The following implementations of NTP are available in Void: OpenNTPD, Network Time Protocol daemon, Chrony and Busybox.


OpenNTPD provides the ability to sync the local clock to remote NTP servers and can act as NTP server itself. It is part of the OpenBSD project.


# xbps-install -S openntpd
# ln -s /etc/sv/openntpd/ /var/service/


To configure OpenNTPD, you need to edit /etc/ntpd.conf. See ntpd.conf(5) for all available options. After configuring, check the configuration file for validity by executing:

$ ntpd -n

Network Time Protocol daemon

ntp is the reference implementation of the NTP protocol.

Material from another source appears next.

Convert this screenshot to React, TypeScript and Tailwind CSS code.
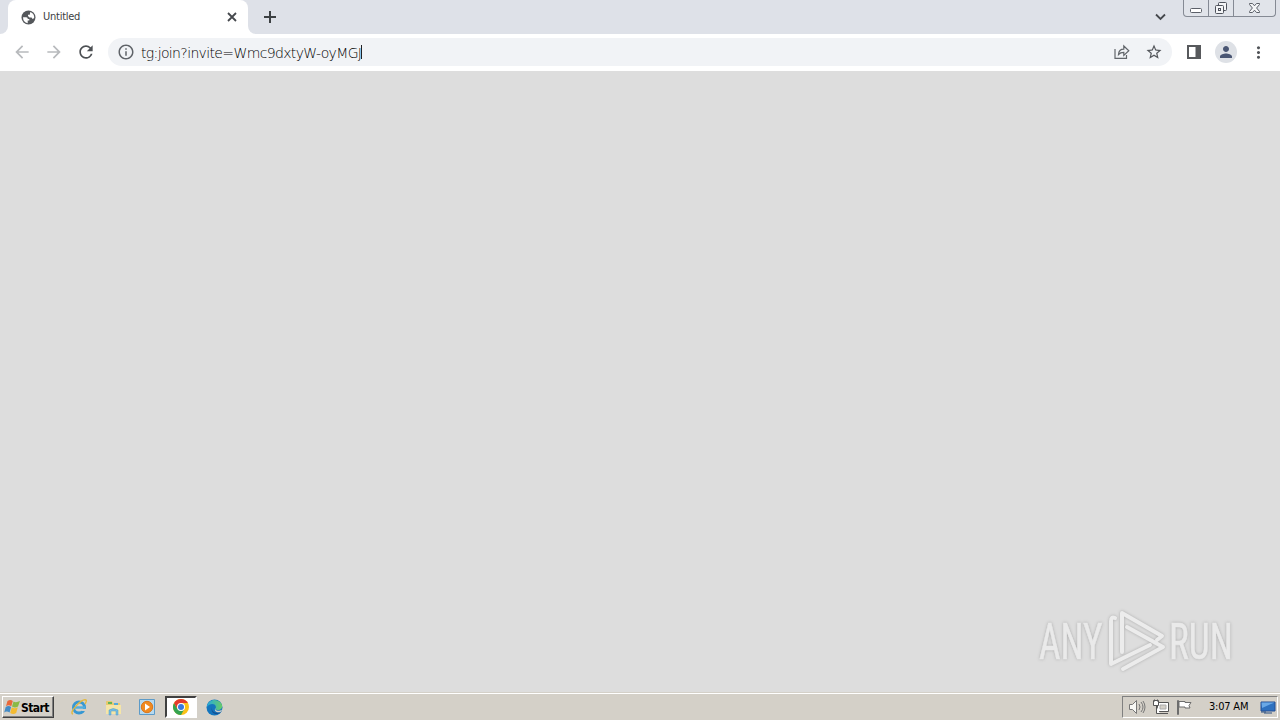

NTP can be run both as a client and as a server.


# xbps-install -S ntp
# ln -s /etc/sv/isc-ntpd/ /var/service/
# ln -svf /etc/sv/ntpd/ /var/service/ (optional)
# sv up isc-ntpd


ntpd uses the same configuration as OpenNTPD.

# vi /etc/ntp.conf 
# With the default settings below, ntpd will only synchronize your clock.
# For details, see:
# - the ntp.conf man page
# - http://support.ntp.org/bin/view/Support/GettingStarted
# Select three geolocalized NTP public servers; see http://www.pool.ntp.org/
server 0.pool.ntp.org iburst
server 1.pool.ntp.org iburst
server 2.pool.ntp.org iburst

# Only allow read-only access from localhost
restrict default noquery nomodify nopeer
restrict ::1

# Location of drift and log files
driftfile /var/db/ntpd/drift

and finally, update via root:

# ntpd -u $USER

in case if you want to sync with the hardware clock:

# hwclock --systohc --localtime
# date (for checking the updated time)


chrony is a NTP client and server that is roaming friendly and designed specifically for systems that are not online all the time.


# xbps-install -S chrony
# ln -s /etc/sv/chronyd/ /var/service/


See chrony.conf(5)


busybox combines tiny versions of many common UNIX utilities into a single small executable, one of the many utilities it provides is an NTP daemon.


# xbps-install -S busybox
# ln -s /etc/sv/busybox-ntpd/ /var/service/


See ntp.conf(5)

The ntpd service

The symlink /etc/sv/ntpd will point to the NTP service in order of installation date. And can be used in place of the NTP daemon's name, allowing switching between NTP implementations without enabling and disabling their services.